*The problem*.
Transcribe the records below exactly, leaving out any pictures.

-- Material for this task start --

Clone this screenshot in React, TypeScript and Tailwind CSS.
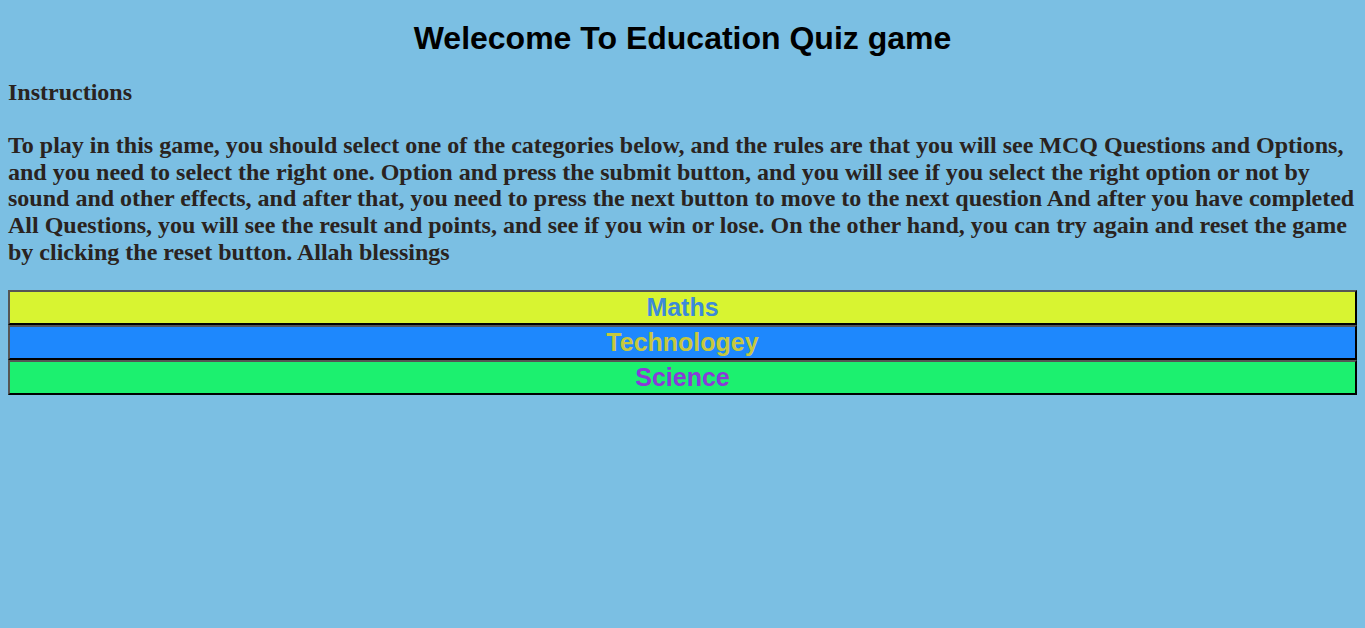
import React from 'react';

const categories = [
  { name: 'Maths', bg: 'bg-[#d8f431]', fg: 'text-[#3d8ad8]' },
  { name: 'Technologey', bg: 'bg-[#1e88fd]', fg: 'text-[#c7c83d]' },
  { name: 'Science', bg: 'bg-[#1cf06f]', fg: 'text-[#8a3ad8]' },
];

const App: React.FC = () => {
  return (
    <div className="min-h-screen bg-[#7bbfe3] px-2 pt-[20px]">
      {/* Title */}
      <h1 className="text-center font-['Liberation_Sans',Arial,sans-serif] text-[32px] font-bold leading-[37px] text-black">
        Welecome To Education Quiz game
      </h1>

      {/* Instructions */}
      <div className="mt-[22px] font-['Liberation_Serif','Times_New_Roman',serif] text-[24px] font-bold leading-[26.75px] text-[#2a2320]">
        <h3>Instructions</h3>
        <p className="mt-[26px]">
          To play in this game, you should select one of the categories below, and the rules are that you will see MCQ
          Questions and Options, and you need to select the right one. Option and press the submit button, and you will
          see if you select the right option or not by sound and other effects, and after that, you need to press the next
          button to move to the next question And after you have completed All Questions, you will see the result and
          points, and see if you win or lose. On the other hand, you can try again and reset the game by clicking the
          reset button. Allah blessings
        </p>
      </div>

      {/* Categories */}
      <div className="mt-[24px] flex flex-col">
        {categories.map((c) => (
          <button
            key={c.name}
            className={`block h-[35px] w-full border-2 border-t-[#555] border-l-[#555] border-r-black border-b-black font-['Liberation_Sans',Arial,sans-serif] text-[25px] font-bold leading-none ${c.bg} ${c.fg}`}
          >
            {c.name}
          </button>
        ))}
      </div>
    </div>
  );
};

export default App;
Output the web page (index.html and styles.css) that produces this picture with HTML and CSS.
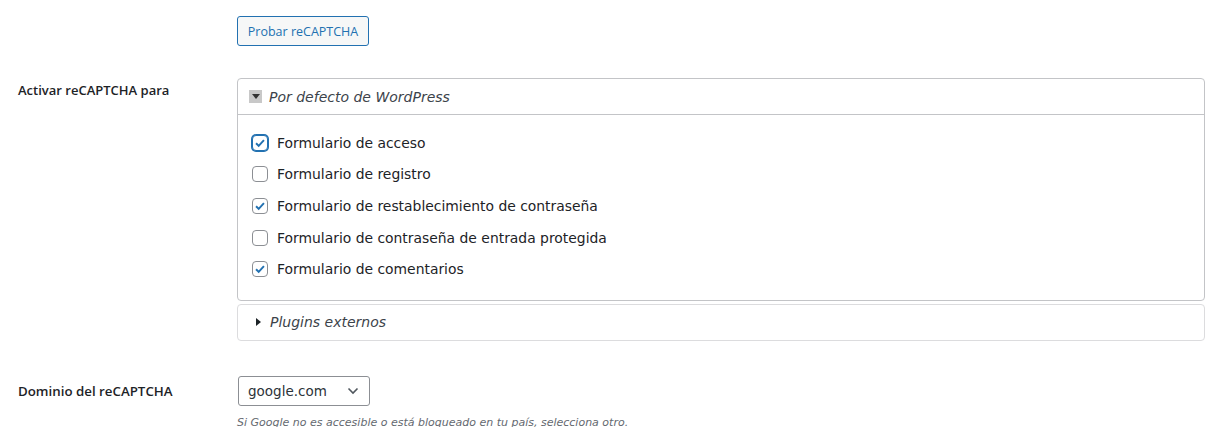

-- Material for this task end --

*Task solution*.
Clone this screenshot in React, TypeScript and Tailwind CSS.
import React from 'react';

const categories = [
  { name: 'Maths', bg: 'bg-[#d8f431]', fg: 'text-[#3d8ad8]' },
  { name: 'Technologey', bg: 'bg-[#1e88fd]', fg: 'text-[#c7c83d]' },
  { name: 'Science', bg: 'bg-[#1cf06f]', fg: 'text-[#8a3ad8]' },
];

const App: React.FC = () => {
  return (
    <div className="min-h-screen bg-[#7bbfe3] px-2 pt-[20px]">
      {/* Title */}
      <h1 className="text-center font-['Liberation_Sans',Arial,sans-serif] text-[32px] font-bold leading-[37px] text-black">
        Welecome To Education Quiz game
      </h1>

      {/* Instructions */}
      <div className="mt-[22px] font-['Liberation_Serif','Times_New_Roman',serif] text-[24px] font-bold leading-[26.75px] text-[#2a2320]">
        <h3>Instructions</h3>
        <p className="mt-[26px]">
          To play in this game, you should select one of the categories below, and the rules are that you will see MCQ
          Questions and Options, and you need to select the right one. Option and press the submit button, and you will
          see if you select the right option or not by sound and other effects, and after that, you need to press the next
          button to move to the next question And after you have completed All Questions, you will see the result and
          points, and see if you win or lose. On the other hand, you can try again and reset the game by clicking the
          reset button. Allah blessings
        </p>
      </div>

      {/* Categories */}
      <div className="mt-[24px] flex flex-col">
        {categories.map((c) => (
          <button
            key={c.name}
            className={`block h-[35px] w-full border-2 border-t-[#555] border-l-[#555] border-r-black border-b-black font-['Liberation_Sans',Arial,sans-serif] text-[25px] font-bold leading-none ${c.bg} ${c.fg}`}
          >
            {c.name}
          </button>
        ))}
      </div>
    </div>
  );
};

export default App;
Output the web page (index.html and styles.css) that produces this picture with HTML and CSS.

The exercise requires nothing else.